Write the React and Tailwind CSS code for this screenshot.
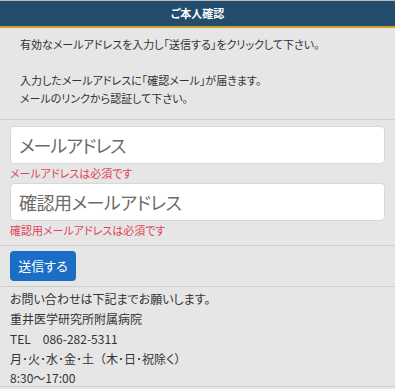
════════
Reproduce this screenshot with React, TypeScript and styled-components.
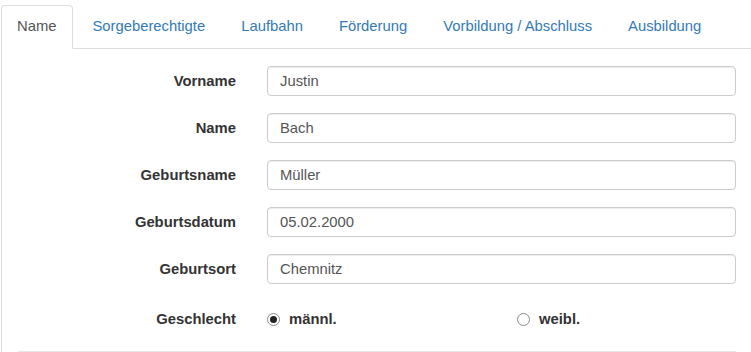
════════
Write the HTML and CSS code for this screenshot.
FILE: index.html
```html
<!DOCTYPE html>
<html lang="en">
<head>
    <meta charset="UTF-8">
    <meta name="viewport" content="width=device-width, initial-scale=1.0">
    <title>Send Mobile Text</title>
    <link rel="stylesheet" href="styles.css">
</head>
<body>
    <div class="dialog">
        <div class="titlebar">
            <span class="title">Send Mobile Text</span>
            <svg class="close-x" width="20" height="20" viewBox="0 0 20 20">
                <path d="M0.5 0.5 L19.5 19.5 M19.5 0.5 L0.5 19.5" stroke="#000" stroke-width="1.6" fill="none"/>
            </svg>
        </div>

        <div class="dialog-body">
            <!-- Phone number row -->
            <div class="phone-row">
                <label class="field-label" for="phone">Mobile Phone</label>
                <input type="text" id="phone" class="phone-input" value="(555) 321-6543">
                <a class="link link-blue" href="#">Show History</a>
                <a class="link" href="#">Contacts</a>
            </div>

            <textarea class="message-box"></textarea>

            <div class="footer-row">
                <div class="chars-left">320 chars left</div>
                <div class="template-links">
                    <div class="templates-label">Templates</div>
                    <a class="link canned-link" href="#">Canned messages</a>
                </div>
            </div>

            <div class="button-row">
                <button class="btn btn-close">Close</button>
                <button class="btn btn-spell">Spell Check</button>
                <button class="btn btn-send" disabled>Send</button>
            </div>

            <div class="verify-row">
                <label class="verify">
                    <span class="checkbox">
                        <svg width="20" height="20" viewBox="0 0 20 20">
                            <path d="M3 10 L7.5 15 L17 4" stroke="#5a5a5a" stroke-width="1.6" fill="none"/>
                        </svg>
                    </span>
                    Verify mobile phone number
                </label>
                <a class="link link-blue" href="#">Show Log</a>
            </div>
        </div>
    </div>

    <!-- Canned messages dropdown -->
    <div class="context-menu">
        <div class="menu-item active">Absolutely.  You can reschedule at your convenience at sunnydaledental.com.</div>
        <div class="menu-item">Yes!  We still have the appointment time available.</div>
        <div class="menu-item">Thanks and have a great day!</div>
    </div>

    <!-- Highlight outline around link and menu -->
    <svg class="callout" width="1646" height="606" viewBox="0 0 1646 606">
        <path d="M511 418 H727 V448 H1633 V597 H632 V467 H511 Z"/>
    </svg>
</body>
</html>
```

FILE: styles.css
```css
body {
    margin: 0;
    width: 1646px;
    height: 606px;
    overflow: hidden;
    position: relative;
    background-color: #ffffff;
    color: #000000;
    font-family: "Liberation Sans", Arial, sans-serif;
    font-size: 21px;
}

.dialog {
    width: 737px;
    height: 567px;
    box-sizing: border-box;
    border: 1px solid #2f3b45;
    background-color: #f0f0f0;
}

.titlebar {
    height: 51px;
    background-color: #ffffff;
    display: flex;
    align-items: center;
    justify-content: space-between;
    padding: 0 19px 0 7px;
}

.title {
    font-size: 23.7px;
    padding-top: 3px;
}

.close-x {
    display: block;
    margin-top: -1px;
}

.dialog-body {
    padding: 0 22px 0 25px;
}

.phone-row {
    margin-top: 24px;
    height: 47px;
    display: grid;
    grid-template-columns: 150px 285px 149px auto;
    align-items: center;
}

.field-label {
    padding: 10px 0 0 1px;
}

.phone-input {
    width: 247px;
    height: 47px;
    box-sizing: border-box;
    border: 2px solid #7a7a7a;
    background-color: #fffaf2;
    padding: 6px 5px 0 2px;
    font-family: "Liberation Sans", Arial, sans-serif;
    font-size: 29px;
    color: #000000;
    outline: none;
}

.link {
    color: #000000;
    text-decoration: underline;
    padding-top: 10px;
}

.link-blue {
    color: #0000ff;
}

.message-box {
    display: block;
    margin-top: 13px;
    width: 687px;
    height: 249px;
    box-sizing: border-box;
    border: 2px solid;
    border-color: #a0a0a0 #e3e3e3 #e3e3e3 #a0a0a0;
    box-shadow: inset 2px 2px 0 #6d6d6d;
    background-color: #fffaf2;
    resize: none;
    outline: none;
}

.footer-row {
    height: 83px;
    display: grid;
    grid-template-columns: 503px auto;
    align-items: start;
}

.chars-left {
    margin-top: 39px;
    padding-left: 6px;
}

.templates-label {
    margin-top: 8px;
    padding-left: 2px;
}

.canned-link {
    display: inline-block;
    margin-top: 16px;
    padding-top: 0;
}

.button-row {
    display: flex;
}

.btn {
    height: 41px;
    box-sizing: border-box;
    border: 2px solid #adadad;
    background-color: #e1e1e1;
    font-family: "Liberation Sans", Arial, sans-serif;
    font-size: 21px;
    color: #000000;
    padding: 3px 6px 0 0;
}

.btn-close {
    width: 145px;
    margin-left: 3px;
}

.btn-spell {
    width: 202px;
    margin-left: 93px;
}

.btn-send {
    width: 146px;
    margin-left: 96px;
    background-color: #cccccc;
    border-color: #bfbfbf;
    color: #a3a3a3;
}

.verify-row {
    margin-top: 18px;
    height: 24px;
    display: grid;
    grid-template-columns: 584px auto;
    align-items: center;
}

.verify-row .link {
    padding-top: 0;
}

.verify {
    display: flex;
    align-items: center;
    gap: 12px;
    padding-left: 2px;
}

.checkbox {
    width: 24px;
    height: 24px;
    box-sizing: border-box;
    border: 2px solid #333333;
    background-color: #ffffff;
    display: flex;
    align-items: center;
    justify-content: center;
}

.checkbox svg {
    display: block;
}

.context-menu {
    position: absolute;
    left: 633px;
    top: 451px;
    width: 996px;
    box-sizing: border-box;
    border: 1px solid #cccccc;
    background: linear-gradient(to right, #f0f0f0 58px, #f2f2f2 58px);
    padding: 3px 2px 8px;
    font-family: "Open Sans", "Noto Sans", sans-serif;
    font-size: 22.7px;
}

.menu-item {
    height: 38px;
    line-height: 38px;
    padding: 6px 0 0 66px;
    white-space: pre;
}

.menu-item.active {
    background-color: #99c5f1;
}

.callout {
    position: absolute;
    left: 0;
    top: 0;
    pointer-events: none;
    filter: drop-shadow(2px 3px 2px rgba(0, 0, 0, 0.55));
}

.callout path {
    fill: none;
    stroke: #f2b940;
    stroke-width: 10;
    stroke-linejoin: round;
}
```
════════
→ INSTRUCTIONS TO FOLLOW: Copy out every line that includes the word "React".

→ EXERCISE RESPONSE:
Write the React and Tailwind CSS code for this screenshot.
Reproduce this screenshot with React, TypeScript and styled-components.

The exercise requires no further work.